Zurich contends alternatively that judgment n. o. v. was proper because Allen is legally estopped by the state court judgment to contest the fact that he was Scruggs' employee. As indicated, in that state court action Allen expressly alleged that he was at the time of injury "in the employment of . . . Scruggs." This allegation was submitted to the state court jury as one that the plaintiff "must establish" in order to recover. By the return of a verdict in favor of Allen, Zurich says that this issue was necessarily determined in Allen's favor, that it was essential to the resulting judgment, and that under relevant principles of collateral estoppel Allen should be now precluded from contesting the fact so established. See Restatement (Second) of Judgments § 68 (1980); Johnston-Crews Co. v. Folk, 118 S.C. 470, 111 S.E. 15 (1922). We can of course properly affirm a district court's judgment though it was entered upon an erroneous basis, Securities Exchange Commission v. Chenery Corp., 318 U.S. 80, 88, 63 S.Ct. 454, 459, 87 L.Ed. 626 (1943); Eltra Corp. v. Ringer, 579 F.2d 294, 298 (4th Cir. 1978), and Zurich urges that we should do that here on the basis of collateral estoppel.

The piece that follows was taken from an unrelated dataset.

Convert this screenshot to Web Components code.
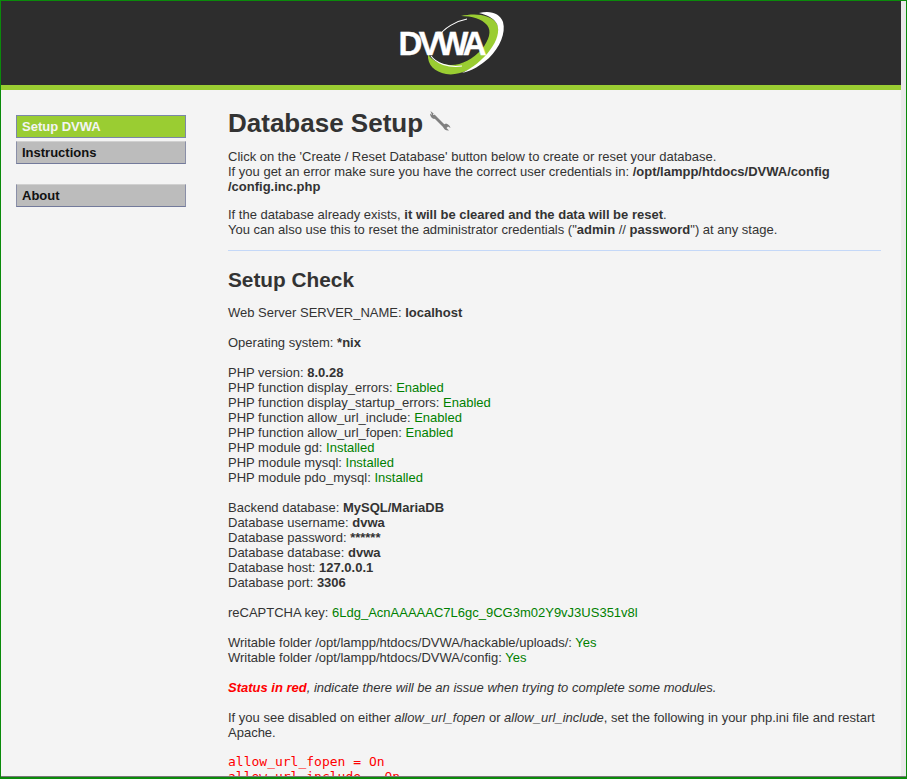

While this contention is not without force, we are sufficiently concerned about a number of problems in applying collateral estoppel under the particular circumstances of this case that we decline to do so. There is the question whether the issue was actually litigated in the state action. This does not conclusively appear from our record. From our record it might be concluded that, though submitted to the jury, the issue had not actually been contested on trial. See Restatement (Second) of Judgments § 68, Comment e (1980). The burden is on the party asserting collateral estoppel to establish its predicates, and this of course includes presenting an adequate record for the purpose.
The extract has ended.